> _What to do_
Copy every line that mentions the word "styles".
# Data excerpt start
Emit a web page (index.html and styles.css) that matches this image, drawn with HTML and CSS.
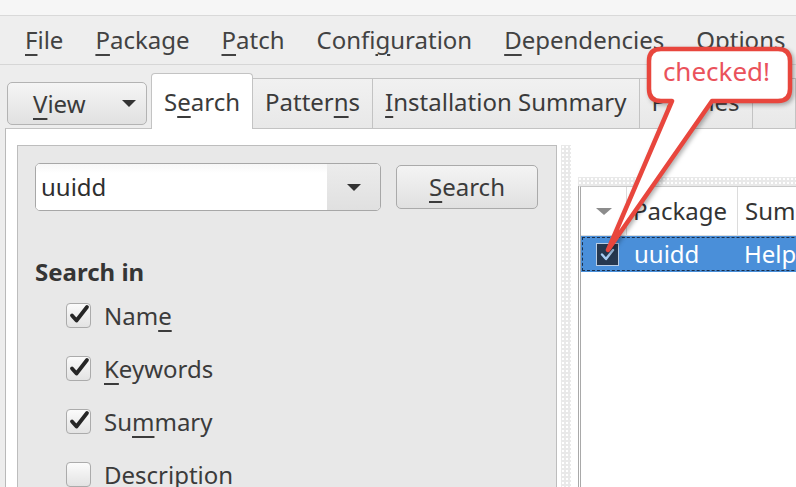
FILE: index.html
```html
<!DOCTYPE html>
<html>
<head>
<meta charset="utf-8">
<link rel="stylesheet" href="styles.css">
</head>
<body>
<div class="titlestrip"></div>
<nav class="menubar">
  <span class="menu"><u>F</u>ile</span>
  <span class="menu"><u>P</u>ackage</span>
  <span class="menu"><u>P</u>atch</span>
  <span class="menu">Confi<u>g</u>uration</span>
  <span class="menu"><u>D</u>ependencies</span>
  <span class="menu"><u>O</u>ptions</span>
</nav>
<div class="tabrow">
  <div class="viewbtn"><span><u>V</u>iew</span><span class="tri"></span></div>
  <div class="tabs">
    <div class="tab active">S<u>e</u>arch</div>
    <div class="tab">Patter<u>n</u>s</div>
    <div class="tab"><u>I</u>nstallation Summary</div>
    <div class="tab">Patches</div>
    <div class="tab filler"></div>
  </div>
</div>
<div class="frame">
  <section class="searchpane">
    <div class="searchrow">
      <div class="combo">
        <span class="combo-value">uuidd</span>
        <span class="combo-drop"><span class="tri"></span></span>
      </div>
      <div class="btn"><u>S</u>earch</div>
    </div>
    <div class="group-label">Search in</div>
    <div class="checklist">
      <div class="check-row">
        <span class="checkbox on"><svg viewBox="0 0 25 25" width="25" height="25"><path d="M6 12.5 L10.5 17.5 L21 4" /></svg></span>
        <span class="check-label">Nam<u>e</u></span>
      </div>
      <div class="check-row">
        <span class="checkbox on"><svg viewBox="0 0 25 25" width="25" height="25"><path d="M6 12.5 L10.5 17.5 L21 4" /></svg></span>
        <span class="check-label"><u>K</u>eywords</span>
      </div>
      <div class="check-row">
        <span class="checkbox on"><svg viewBox="0 0 25 25" width="25" height="25"><path d="M6 12.5 L10.5 17.5 L21 4" /></svg></span>
        <span class="check-label">Su<u>m</u>mary</span>
      </div>
      <div class="check-row">
        <span class="checkbox"></span>
        <span class="check-label">Description</span>
      </div>
    </div>
  </section>
  <div class="splitter"></div>
  <section class="results">
    <div class="hsplit"></div>
    <div class="table">
      <div class="thead">
        <div class="th th-status"><span class="sort"></span></div>
        <div class="th th-pkg">Package</div>
        <div class="th th-sum">Summary</div>
      </div>
      <div class="trow selected">
        <div class="td td-status">
          <span class="rowcheck"><svg viewBox="0 0 23 23" width="23" height="23"><path d="M6 11.5 L10 16 L17 7" /></svg></span>
        </div>
        <div class="td td-pkg">uuidd</div>
        <div class="td td-sum">Helper daemon</div>
      </div>
    </div>
  </section>
</div>
<div class="overlay">
  <svg class="callout" width="796" height="487" viewBox="0 0 796 487">
    <path d="M661 49 H778 Q790 49 790 61 V89 Q790 101 778 101 H712 L608 250 L672 101 H661 Q649 101 649 89 V61 Q649 49 661 49 Z" />
  </svg>
  <div class="callout-text">checked!</div>
</div>
</body>
</html>
```
FILE: styles.css
```css
* { box-sizing: border-box; }
html, body { margin: 0; padding: 0; }
body {
  width: 796px;
  height: 487px;
  overflow: hidden;
  position: relative;
  background: #ededed;
  font-family: "Noto Sans", "Open Sans", sans-serif;
  font-size: 24px;
  color: #3b3b3b;
}
u {
  text-decoration: underline;
  text-decoration-thickness: 1.5px;
  text-underline-offset: 5px;
}
.titlestrip {
  height: 16px;
  background: #f6f6f6;
  border-bottom: 1px solid #d9d9d9;
}
.menubar {
  display: flex;
  align-items: center;
  height: 49px;
  padding-left: 9px;
  background: #eeeeee;
  border-bottom: 1px solid #d6d6d6;
  color: #424242;
}
.menu {
  padding: 0 16px;
  line-height: 30px;
  white-space: nowrap;
}
.tabrow {
  display: flex;
  align-items: flex-end;
  height: 63px;
  padding-left: 7px;
}
.viewbtn {
  flex: none;
  width: 140px;
  height: 43px;
  margin: 0 4px 3px 0;
  display: flex;
  align-items: center;
  justify-content: space-between;
  padding: 0 10px 0 25px;
  line-height: 30px;
  border: 1px solid #b3b3b3;
  border-radius: 5px;
  background: linear-gradient(#f5f5f5, #e1e1e1);
}
.tri {
  display: inline-block;
  width: 0;
  height: 0;
  border-left: 7px solid transparent;
  border-right: 7px solid transparent;
  border-top: 7px solid #333;
}
.tabs {
  display: flex;
  align-items: flex-end;
  flex: 1;
  min-width: 0;
}
.tab {
  flex: none;
  height: 50px;
  display: flex;
  align-items: flex-end;
  padding: 0 12px 11px;
  line-height: 30px;
  white-space: nowrap;
  border: 1px solid #c3c3c3;
  border-left: none;
  border-bottom: none;
  background: linear-gradient(#f1f1f1, #e8e8e8);
}
.tab.active {
  height: 56px;
  margin-bottom: -1px;
  padding: 0 12px 12px;
  border-left: 1px solid #c3c3c3;
  border-radius: 4px 4px 0 0;
  background: #ffffff;
  position: relative;
  z-index: 1;
}
.tab.filler {
  flex: 1;
}
.frame {
  display: flex;
  align-items: flex-start;
  height: 359px;
  margin-left: 5px;
  padding: 16px 0 0 11px;
  background: #ffffff;
  border-left: 1px solid #b9b9b9;
  border-top: 1px solid #c3c3c3;
  overflow: hidden;
}
.searchpane {
  flex: none;
  width: 540px;
  height: 400px;
  padding: 17px 0 0 17px;
  background: #e8e8e8;
  border: 1px solid #bdbdbd;
  border-bottom: none;
}
.searchrow {
  display: flex;
  align-items: center;
  gap: 15px;
  height: 48px;
}
.combo {
  display: flex;
  width: 346px;
  height: 48px;
  border: 1px solid #a7a7a7;
  border-radius: 5px;
  background: #ffffff;
  overflow: hidden;
}
.combo-value {
  flex: 1;
  display: flex;
  align-items: center;
  padding-left: 5px;
  line-height: 30px;
  color: #2e2e2e;
  background: linear-gradient(#f7f7f7, #ffffff 20%);
}
.combo-drop {
  width: 53px;
  display: flex;
  align-items: center;
  justify-content: center;
  background: linear-gradient(#ececec, #e0e0e0);
}
.btn {
  width: 142px;
  height: 44px;
  display: flex;
  align-items: center;
  justify-content: center;
  line-height: 30px;
  border: 1px solid #aaaaaa;
  border-radius: 5px;
  background: linear-gradient(#f4f4f4, #e0e0e0);
}
.group-label {
  margin-top: 46px;
  line-height: 30px;
  font-weight: bold;
  color: #353535;
}
.checklist {
  margin-top: 2px;
  padding-left: 31px;
}
.check-row {
  display: flex;
  align-items: center;
  height: 53px;
}
.checkbox {
  flex: none;
  width: 25px;
  height: 25px;
  border: 1px solid #ababab;
  border-radius: 4px;
  background: linear-gradient(#fbfbfb, #e3e3e3);
  position: relative;
}
.checkbox svg {
  position: absolute;
  left: -1px;
  top: -1px;
  overflow: visible;
}
.checkbox path {
  fill: none;
  stroke: #262626;
  stroke-width: 3.8;
  stroke-linecap: round;
  stroke-linejoin: round;
}
.check-label {
  margin-left: 13px;
  line-height: 30px;
}
.splitter {
  flex: none;
  width: 10px;
  height: 400px;
  margin-left: 4px;
  background-color: #e9e9e9;
  background-image: radial-gradient(circle, #ffffff 1px, transparent 1.3px);
  background-size: 4px 4px;
}
.results {
  flex: 1;
  margin: 32px 0 0 7px;
  height: 400px;
}
.hsplit {
  height: 9px;
  background-color: #e9e9e9;
  background-image: radial-gradient(circle, #ffffff 1px, transparent 1.3px);
  background-size: 4px 4px;
}
.table {
  height: 380px;
  border-left: 3px double #a9a9a9;
  border-top: 1px solid #c9c9c9;
  background: #ffffff;
}
.thead {
  display: flex;
  height: 49px;
  border-bottom: 1px solid #dcdcdc;
}
.th {
  display: flex;
  align-items: center;
  line-height: 30px;
  white-space: nowrap;
  color: #333;
}
.th-status {
  width: 46px;
  flex: none;
  justify-content: center;
  border-right: 1px solid #dcdcdc;
}
.sort {
  width: 0;
  height: 0;
  border-left: 8px solid transparent;
  border-right: 8px solid transparent;
  border-top: 7px solid #8c8c8c;
}
.th-pkg {
  width: 111px;
  flex: none;
  padding-left: 6px;
  border-right: 1px solid #dcdcdc;
}
.th-sum {
  padding-left: 7px;
}
.trow {
  display: flex;
  align-items: center;
  height: 36px;
  white-space: nowrap;
}
.trow.selected {
  background: #4a8fd9;
  color: #ffffff;
  outline: 1px dashed #1b2f4a;
  outline-offset: -2px;
}
.td {
  line-height: 30px;
}
.td-status {
  width: 46px;
  flex: none;
  padding-left: 15px;
  display: flex;
  align-items: center;
}
.rowcheck {
  width: 23px;
  height: 23px;
  display: block;
  background: #26384f;
  border: 1px solid #b9cde4;
}
.rowcheck svg {
  display: block;
  margin: -1px;
}
.rowcheck path {
  fill: none;
  stroke: #a9cdf2;
  stroke-width: 2.4;
  stroke-linecap: round;
  stroke-linejoin: round;
}
.td-pkg {
  width: 111px;
  flex: none;
  padding-left: 7px;
}
.td-sum {
  padding-left: 6px;
}
.overlay {
  position: absolute;
  left: 0;
  top: 0;
  width: 796px;
  height: 487px;
  pointer-events: none;
}
.callout {
  position: absolute;
  left: 0;
  top: 0;
}
.callout path {
  fill: #ffffff;
  stroke: #e8463d;
  stroke-width: 4.5;
  stroke-linejoin: round;
  filter: drop-shadow(2px 2px 2px rgba(0, 0, 0, 0.3));
}
.callout-text {
  position: absolute;
  left: 646px;
  top: 54px;
  width: 141px;
  text-align: center;
  font-size: 26px;
  line-height: 34px;
  color: #ea525b;
}
```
# Data excerpt end
> _Solution to this task_
Emit a web page (index.html and styles.css) that matches this image, drawn with HTML and CSS.
<link rel="stylesheet" href="styles.css">
FILE: styles.css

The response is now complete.